Bunlar dürüst olmadılar hiçbir zaman. Akşam yattılar farklı, sabah
kalktılar farklı. Biz diyoruz ki insanın şekli neyse uğraşmayın,
bırakın onlar o şekille devam etmesin.
Yunus Emre'nin güzel bir ifadesi var. Dervişlik olaydı tac ile
hırka, biz dahi alırdık 30'a 40'a... İşte olay bu. Bunu
değiştirebilir misin? Bırakın insanlar nasıl giyinirse giyinsin,
hepsine saygı duyalım, hepsini düzenleme altına alalım. İnsanı
yıkmak Kabe'yi yıkmakla bile mukayese edilmez. Bu kadar önemli.
Ülkenin her meselesinde olduğu gibi kadın meselesinde samimiyet
yerine başka şeyi tercih edenler işte gördünüz çarşafa
dolandılar....
ŞANLIURFA'DA MİTİNG GİBİ TOPLANTI
Biz her zaman samimiyetle konuştuk, gönüller yapmanın mücadelesini
verdik. Teveccühüne mazhar olduk, biz kadınlarımız üzerinden değil
kadınlar için siyaset ürettik. O şekilde yolumuza devam edeceğiz.
Dün Şanlıurfa'da onbinleri o meydanda gördük. Bu bir seçim
propagandası değil, sadece açılışlar manzumesiydi. Milli birlik ve
kardeşlik adı altında yeni bir süreç başlattık.
Biz artık 8 Mart'ları buruk yaşamak istemiyoruz.

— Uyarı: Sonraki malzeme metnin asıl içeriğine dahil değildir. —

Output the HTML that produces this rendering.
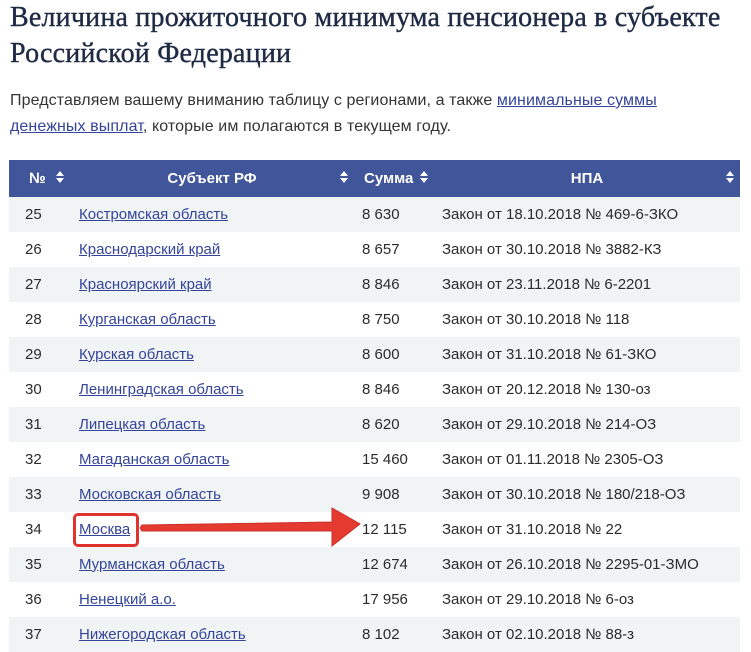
<!DOCTYPE html>
<html><head><meta charset="utf-8">
<style>
body{margin:0;background:#fff;width:751px;height:635px;overflow:hidden;font-family:"Liberation Sans",sans-serif;color:#2b2b2b}
h1{position:absolute;left:10px;top:0;margin:0;font-family:"Liberation Serif",serif;font-weight:normal;font-size:28px;letter-spacing:0.2px;line-height:36px;color:#1f2a44;width:745px;-webkit-text-stroke:0.4px #1f2a44}
p{position:absolute;left:10px;top:88px;margin:0;font-size:16px;line-height:26px;width:690px;color:#333;letter-spacing:0.1px}
a{color:#34449a;text-decoration:underline}
table{position:absolute;left:9px;top:160px;width:731px;border-collapse:collapse;font-size:15px}
th{background:#41559a;color:#fff;height:35px;font-weight:bold;font-size:15px;position:relative}
td{height:35px;padding:0}
tr:nth-child(even) td{background:#f1f4f5}
.s{position:absolute;top:11px;width:8px;height:13px}
.s:before{content:"";position:absolute;left:0;top:0;border-left:4px solid transparent;border-right:4px solid transparent;border-bottom:5px solid #fff}
.s:after{content:"";position:absolute;left:0;top:7px;border-left:4px solid transparent;border-right:4px solid transparent;border-top:5px solid #fff}
</style></head><body>
<h1>Величина прожиточного минимума пенсионера в субъекте Российской Федерации</h1>
<p>Представляем вашему вниманию таблицу с регионами, а также <a>минимальные суммы денежных выплат</a>, которые им полагаются в текущем году.</p>
<table>
<colgroup><col style="width:61px"><col style="width:284px"><col style="width:80px"><col></colgroup>
<tr><th style="text-align:left;padding-left:20px">№<span class="s" style="left:47px"></span></th><th>Субъект РФ<span class="s" style="left:270px"></span></th><th style="text-align:left;padding-left:10px">Сумма<span class="s" style="left:66px"></span></th><th>НПА<span class="s" style="right:6px"></span></th></tr>
<tr><td style="padding-left:16px">25</td><td style="padding-left:9px"><a>Костромская область</a></td><td style="padding-left:8px">8 630</td><td style="padding-left:8px">Закон от 18.10.2018 № 469-6-ЗКО</td></tr>
<tr><td style="padding-left:16px">26</td><td style="padding-left:9px"><a>Краснодарский край</a></td><td style="padding-left:8px">8 657</td><td style="padding-left:8px">Закон от 30.10.2018 № 3882-КЗ</td></tr>
<tr><td style="padding-left:16px">27</td><td style="padding-left:9px"><a>Красноярский край</a></td><td style="padding-left:8px">8 846</td><td style="padding-left:8px">Закон от 23.11.2018 № 6-2201</td></tr>
<tr><td style="padding-left:16px">28</td><td style="padding-left:9px"><a>Курганская область</a></td><td style="padding-left:8px">8 750</td><td style="padding-left:8px">Закон от 30.10.2018 № 118</td></tr>
<tr><td style="padding-left:16px">29</td><td style="padding-left:9px"><a>Курская область</a></td><td style="padding-left:8px">8 600</td><td style="padding-left:8px">Закон от 31.10.2018 № 61-ЗКО</td></tr>
<tr><td style="padding-left:16px">30</td><td style="padding-left:9px"><a>Ленинградская область</a></td><td style="padding-left:8px">8 846</td><td style="padding-left:8px">Закон от 20.12.2018 № 130-оз</td></tr>
<tr><td style="padding-left:16px">31</td><td style="padding-left:9px"><a>Липецкая область</a></td><td style="padding-left:8px">8 620</td><td style="padding-left:8px">Закон от 29.10.2018 № 214-ОЗ</td></tr>
<tr><td style="padding-left:16px">32</td><td style="padding-left:9px"><a>Магаданская область</a></td><td style="padding-left:8px">15 460</td><td style="padding-left:8px">Закон от 01.11.2018 № 2305-ОЗ</td></tr>
<tr><td style="padding-left:16px">33</td><td style="padding-left:9px"><a>Московская область</a></td><td style="padding-left:8px">9 908</td><td style="padding-left:8px">Закон от 30.10.2018 № 180/218-ОЗ</td></tr>
<tr><td style="padding-left:16px">34</td><td style="padding-left:9px"><a>Москва</a></td><td style="padding-left:8px">12 115</td><td style="padding-left:8px">Закон от 31.10.2018 № 22</td></tr>
<tr><td style="padding-left:16px">35</td><td style="padding-left:9px"><a>Мурманская область</a></td><td style="padding-left:8px">12 674</td><td style="padding-left:8px">Закон от 26.10.2018 № 2295-01-ЗМО</td></tr>
<tr><td style="padding-left:16px">36</td><td style="padding-left:9px"><a>Ненецкий а.о.</a></td><td style="padding-left:8px">17 956</td><td style="padding-left:8px">Закон от 29.10.2018 № 6-оз</td></tr>
<tr><td style="padding-left:16px">37</td><td style="padding-left:9px"><a>Нижегородская область</a></td><td style="padding-left:8px">8 102</td><td style="padding-left:8px">Закон от 02.10.2018 № 88-з</td></tr>
</table>
<div style="position:absolute;left:73px;top:513px;width:60px;height:28px;border:3px solid #e0332e;border-radius:5px"></div>
<svg style="position:absolute;left:138px;top:503px" width="225" height="48"><path d="M4 22 L194 19 L194 5 L222 21 L194 43 L194 28 L4 28 Q1 25 4 22 Z" fill="#e53a30" stroke="#c9302a" stroke-width="1"/></svg>
</body></html>
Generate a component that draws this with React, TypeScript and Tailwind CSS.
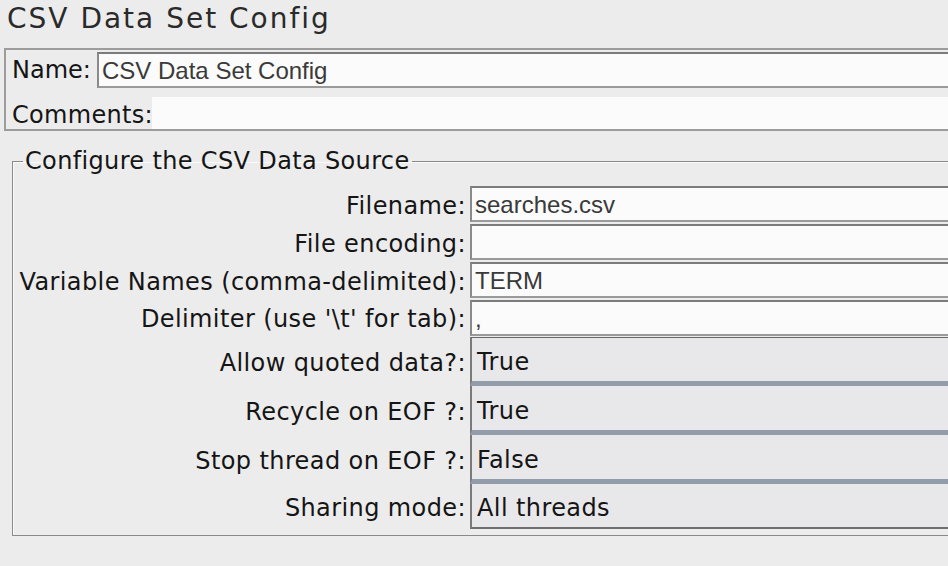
import React from "react";

const TextField = ({ value }: { value: string }) => (
  <div className="flex items-center h-[36px] bg-[#fbfbfb] border-t-2 border-l-2 border-b-2 border-t-[#7c7c7c] border-l-[#8a8a8a] border-b-[#9a9a9a] pl-[3px] font-['Liberation_Sans'] text-[24px] text-[#3a3a3a]">
    <span className="leading-none pt-[2px]">{value}</span>
  </div>
);

const Combo = ({ value, first = false, last = false }: { value: string; first?: boolean; last?: boolean }) => (
  <div
    className={`flex items-center bg-[#e8e8ea] border-l-2 border-l-[#7a7a7a] pl-[5px] text-[24px] tracking-[0.4px] text-[#151515] ${
      first ? "border-t border-t-[#666]" : ""
    } ${last ? "h-[45px] border-b-2 border-b-[#6f6f6f]" : "h-[49px] border-b-[5px] border-b-[#939cab]"}`}
  >
    <span className="leading-none pt-[5px]">{value}</span>
  </div>
);

const Label = ({ text, combo = false }: { text: string; combo?: boolean }) => (
  <div
    className={`flex items-center justify-end text-[24px] tracking-[0.4px] text-[#151515] leading-none whitespace-nowrap ${
      combo ? "pt-[3px]" : "pt-[1px]"
    }`}
  >
    {text}
  </div>
);

export default function App() {
  return (
    <div className="w-[948px] h-[566px] overflow-hidden bg-[#ececec] font-['DejaVu_Sans',sans-serif]">
      <div className="w-[1000px]">
        <div className="h-[48px] pl-[7px] text-[28px] leading-[38px] tracking-[2px] text-[#2a2a2a]">CSV Data Set Config</div>

        <div className="ml-[4px] border-t-2 border-l-2 border-b-2 border-[#9c9c9c] bg-[#ececec]">
          <div className="flex items-stretch pt-[2px]">
            <div className="w-[91px] pl-[6px] flex items-center text-[24px] text-[#151515] leading-none">Name:</div>
            <div className="flex-1">
              <TextField value="CSV Data Set Config" />
            </div>
          </div>
          <div className="flex items-stretch mt-[9px] h-[32px]">
            <div className="w-[146px] pl-[6px] flex items-center text-[24px] tracking-[0.3px] text-[#151515] leading-none pt-[3px]">Comments:</div>
            <div className="flex-1 bg-[#fbfbfb]" />
          </div>
        </div>

        <fieldset className="ml-[12px] mt-[15px] border border-[#8a8a8a] shadow-[inset_1px_1px_0_#fafafa] pb-[6px]">
          <legend className="ml-[10px] px-[2px] text-[24px] tracking-[0.35px] leading-[30px] text-[#151515]">Configure the CSV Data Source</legend>
          <div className="mt-[10px] grid grid-cols-[453px_1fr] gap-x-[4px]">
            <Label text="Filename:" />
            <div className="pb-[2px]"><TextField value="searches.csv" /></div>
            <Label text="File encoding:" />
            <div className="pb-[2px]"><TextField value="" /></div>
            <Label text="Variable Names (comma-delimited):" />
            <div className="pb-[2px]"><TextField value="TERM" /></div>
            <Label text="Delimiter (use '\t' for tab):" />
            <div className="pb-[1px]"><TextField value="," /></div>
            <Label text="Allow quoted data?:" combo />
            <Combo value="True" first />
            <Label text="Recycle on EOF ?:" combo />
            <Combo value="True" />
            <Label text="Stop thread on EOF ?:" combo />
            <Combo value="False" />
            <Label text="Sharing mode:" combo />
            <Combo value="All threads" last />
          </div>
        </fieldset>
      </div>
    </div>
  );
}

Ülkemizdeki tüm
kadınların sürece el koymalarını ve bu acıların dinmesi için öne
çıkmalarını istiyoruz dedik. Bizim her bir kadın vatandaşımıza
ulaşarak bu süreci sabırla anlatmamız gerekiyor. Bu süreçten en çok
kadınların fayda göreceğini anlatmak gerekiyor.